Full legend
The story
When the waters of Rio Frio rise with the rains and night turns the roads uncertain, peals begin to sound from no church anyone can name. At first they seem like distant bells; then something stranger, like bronze striking beneath the current itself. The older men of town say the river long ago carried away a small hermitage or roadside chapel, and that ever since its bells have been rolling through the stony bed.
They do not ring on a whim. Each time the pealing comes clearly, someone gets lost in the mountain, an animal slips, or a traveler fails to return when expected. That is why no one hears those notes as comfort. They are warning, anticipated mourning, and the memory of water gathered into the same sound.

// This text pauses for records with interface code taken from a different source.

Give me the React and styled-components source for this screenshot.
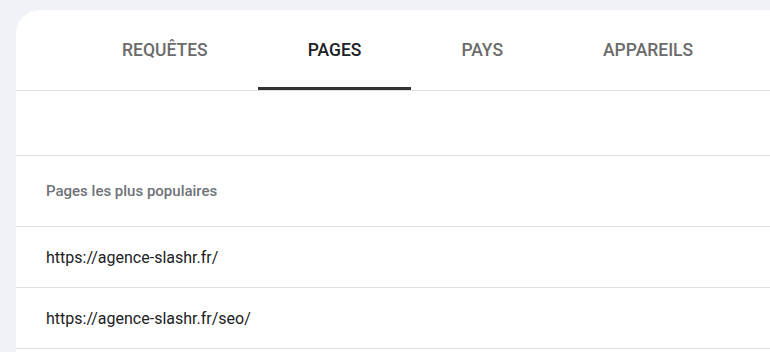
import React from "react";
import styled, { createGlobalStyle } from "styled-components";

const Global = createGlobalStyle`
  html, body { margin: 0; padding: 0; background: #eff3f8; }
  body { font-family: Roboto, "Noto Sans", Arial, sans-serif; overflow: hidden; }
`;

const Page = styled.div`
  width: 770px;
  height: 352px;
  padding: 10px 0 0 16px;
  box-sizing: border-box;
  overflow: hidden;
`;

const Card = styled.div`
  background: #ffffff;
  border-top-left-radius: 24px;
  width: 800px;
  height: 400px;
`;

const TabList = styled.div`
  display: flex;
  height: 81px;
  padding-left: 56px;
  border-bottom: 1px solid #e0e0e0;
  box-sizing: border-box;
`;

const Tab = styled.div`
  position: relative;
  display: flex;
  align-items: center;
  justify-content: center;
  padding: 0 50px;
  font-size: 17.5px;
  font-weight: 500;
  text-transform: uppercase;
  color: ${(p) => (p.$active ? "#202124" : "#6b6b6b")};
  &::after {
    content: "";
    display: ${(p) => (p.$active ? "block" : "none")};
    position: absolute;
    left: 0;
    right: 0;
    bottom: 0;
    height: 3px;
    background: #333333;
  }
`;

const Spacer = styled.div`
  height: 65px;
  border-bottom: 1px solid #e0e0e0;
  box-sizing: border-box;
`;

const HeaderRow = styled.div`
  height: 71px;
  display: flex;
  align-items: center;
  padding-left: 30px;
  border-bottom: 1px solid #e0e0e0;
  box-sizing: border-box;
  font-size: 15px;
  font-weight: 500;
  color: #6f7377;
`;

const Row = styled.div`
  height: 61px;
  display: flex;
  align-items: center;
  padding-left: 30px;
  border-bottom: 1px solid #e0e0e0;
  box-sizing: border-box;
  font-size: 16px;
  color: #202124;
`;

const tabs = ["Requêtes", "Pages", "Pays", "Appareils"];
const rows = ["https://agence-slashr.fr/", "https://agence-slashr.fr/seo/"];

export default function App() {
  return (
    <>
      <Global />
      <Page>
        <Card>
          <TabList>
            {tabs.map((t) => (
              <Tab key={t} $active={t === "Pages"}>{t}</Tab>
            ))}
          </TabList>
          <Spacer />
          <HeaderRow>Pages les plus populaires</HeaderRow>
          {rows.map((r) => (
            <Row key={r}>{r}</Row>
          ))}
        </Card>
      </Page>
    </>
  );
}
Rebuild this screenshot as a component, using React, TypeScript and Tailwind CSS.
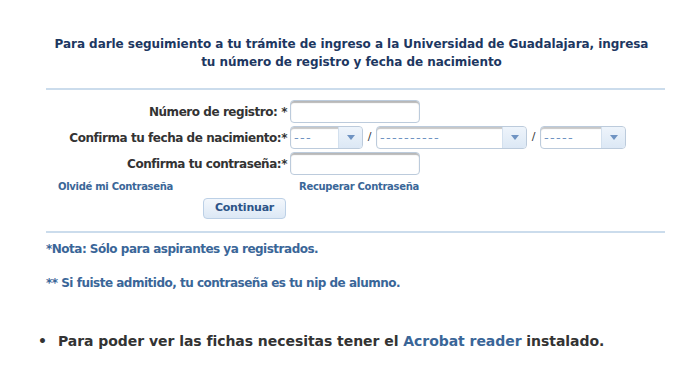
function ChevronDown() {
  return (
    <svg width="8" height="5" viewBox="0 0 8 5" className="fill-[#6f93c2]">
      <path d="M0 0h8L4 5z" />
    </svg>
  )
}

function TextBox() {
  return (
    <div className="w-[130px] h-[23px] rounded-[4px] border border-[#bccbdc] bg-white shadow-[inset_0_2px_1px_rgba(0,0,0,0.28)]" />
  )
}

function Select({ width, placeholder }: { width: string; placeholder: string }) {
  return (
    <div className={`${width} h-[23px] flex rounded-[4px] border border-[#bccbdc] bg-white overflow-hidden shadow-[inset_0_2px_1px_rgba(0,0,0,0.22)]`}>
      <div className="flex-1 flex items-center pl-[3px] text-[13px] font-normal text-[#6f93c2] tracking-[1.3px]">
        {placeholder}
      </div>
      <div className="w-[24px] border-l border-[#d3e0ee] bg-gradient-to-b from-[#eef4fb] to-[#dce8f5] flex items-center justify-center">
        <ChevronDown />
      </div>
    </div>
  )
}

export default function App() {
  return (
    <div className="w-[696px] h-[387px] bg-white font-['DejaVu_Sans',sans-serif] font-bold">
      <div className="ml-[46px] w-[619px] pt-[35px]">
        <h1 className="text-center text-[12px] leading-[18px] tracking-[-0.05px] text-[#1d3761] pr-[8px]">
          Para darle seguimiento a tu trámite de ingreso a la Universidad de Guadalajara, ingresa
          <br />
          tu número de registro y fecha de nacimiento
        </h1>
        <div className="mt-[17px] h-[2px] bg-[#cbdcec]" />

        <div className="mt-[10px] grid grid-cols-[241px_auto] gap-x-[3px] gap-y-[3px] items-center text-[12px] text-[#333333] tracking-[-0.45px]">
          <label className="text-right">Número de registro: *</label>
          <TextBox />
          <label className="text-right">Confirma tu fecha de nacimiento:*</label>
          <div className="flex items-center tracking-normal">
            <Select width="w-[73px]" placeholder="---" />
            <span className="w-[13px] text-center text-[11px] font-normal">/</span>
            <Select width="w-[151px]" placeholder="----------" />
            <span className="w-[13px] text-center text-[11px] font-normal">/</span>
            <Select width="w-[86px]" placeholder="-----" />
          </div>
          <label className="text-right">Confirma tu contraseña:*</label>
          <TextBox />
        </div>

        <div className="mt-[5px] flex text-[10px] leading-[14px] text-[#3a6698] tracking-[-0.3px]">
          <a className="ml-[12px] w-[241px]">Olvidé mi Contraseña</a>
          <a>Recuperar Contraseña</a>
        </div>

        <button className="mt-[4px] ml-[157px] w-[83px] h-[21px] rounded-[4px] border border-[#bcd0e6] bg-gradient-to-b from-[#f3f7fc] to-[#dce8f5] text-[11px] tracking-[-0.2px] text-[#2d5488] flex items-center justify-center">
          Continuar
        </button>

        <div className="mt-[12px] h-[2px] bg-[#cbdcec]" />

        <p className="mt-[8px] text-[12px] leading-[16px] text-[#3a6698] tracking-[-0.5px]">
          *Nota: Sólo para aspirantes ya registrados.
        </p>
        <p className="mt-[18px] text-[12px] leading-[16px] text-[#3a6698] tracking-[-0.5px]">
          ** Si fuiste admitido, tu contraseña es tu nip de alumno.
        </p>
      </div>

      <ul className="mt-[41px] pl-[38px] text-[14px] leading-[18px] text-[#333333] tracking-[-0.05px]">
        <li className="flex">
          <span className="w-[20px]">•</span>
          <span>
            Para poder ver las fichas necesitas tener el{' '}
            <a className="text-[#3a6698]">Acrobat reader</a> instalado.
          </span>
        </li>
      </ul>
    </div>
  )
}
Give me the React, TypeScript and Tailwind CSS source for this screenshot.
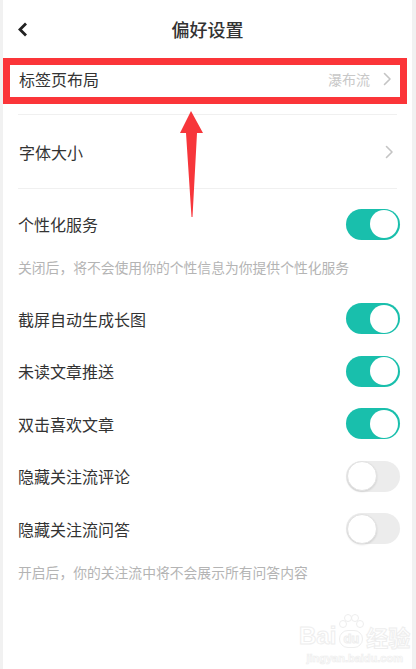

An old muleteer once said that because of those bells his companion was saved. They were returning during a storm when the bronze began sounding so near that both men stopped out of pure fear. The one walking ahead wanted to continue, but the other refused and pulled the mules toward the slope. Minutes later a sudden surge rushed through the channel where they would have kept going. After that, rather than deny the legend, the man lit candles every rainy season to thank bells he had never been able to see.
That is what makes Rio Frio unsettling. It is not an evil sound, but a warning that always arrives with pain. If the bells ring, someone will suffer. Those who hear them do not celebrate; they go check roads, animals, and absences. In Tlalmanalco people say the water learned to speak through bronze because sometimes only fear can make the living hear in time what the mountain has been trying to warn them about from afar.
Oral memory
Origin of the story
The Bells of Rio Frio arise from one of the most common acoustic mysteries in rainy mountain regions: a sound the surroundings distort until it becomes unrecognizable. The elders of Tlalmanalco have said for generations that on nights of heavy rain peals can be heard that come from no identifiable church, and the explanation that endured was that of bells dragged away by an old flood, bells from some chapel the river carried off during one of its historic surges. The story also gives the sound a precise function. Each time it is heard, it announces an accident in the mountain, a fall, a disappearance, or a landslide that happens before anyone can prevent it. That turns the bells into an alert system the town hears even when it cannot act in time.
Territory
Territory and atmosphere
Rio Frio descends from the slopes of Popocatepetl and Iztaccihuatl with a force that can multiply its flow within hours during the rainy season. Its course, lined with fir and pine forest, creates a reverberant field where any sound travels unpredictably. What seems near may be far, and what seems far may lie around the next bend. Rain falling on river stones, wet leaves, and swollen water produces layers of noise the human ear cannot easily order in darkness. In such an environment, a peal with no visible source needs no supernatural explanation to be disturbing. The disturbance is already present in the landscape itself.
Cultural reading
Cultural reading
The legend turns an acoustic phenomenon into a communal warning system, and that shift is exactly what gives it cultural value. It does not explain the sound scientifically; it weaves it into a network of meanings where nature and human history merge. The submerged bells are the loss the river took away at some real or imagined moment, and their persistence in sound is how that loss keeps participating in the town's life. By announcing accidents, the bells are not passive but active. They are part of a territorial knowledge system that works without maps or radios and that elders still know how to hear even when the young no longer always can.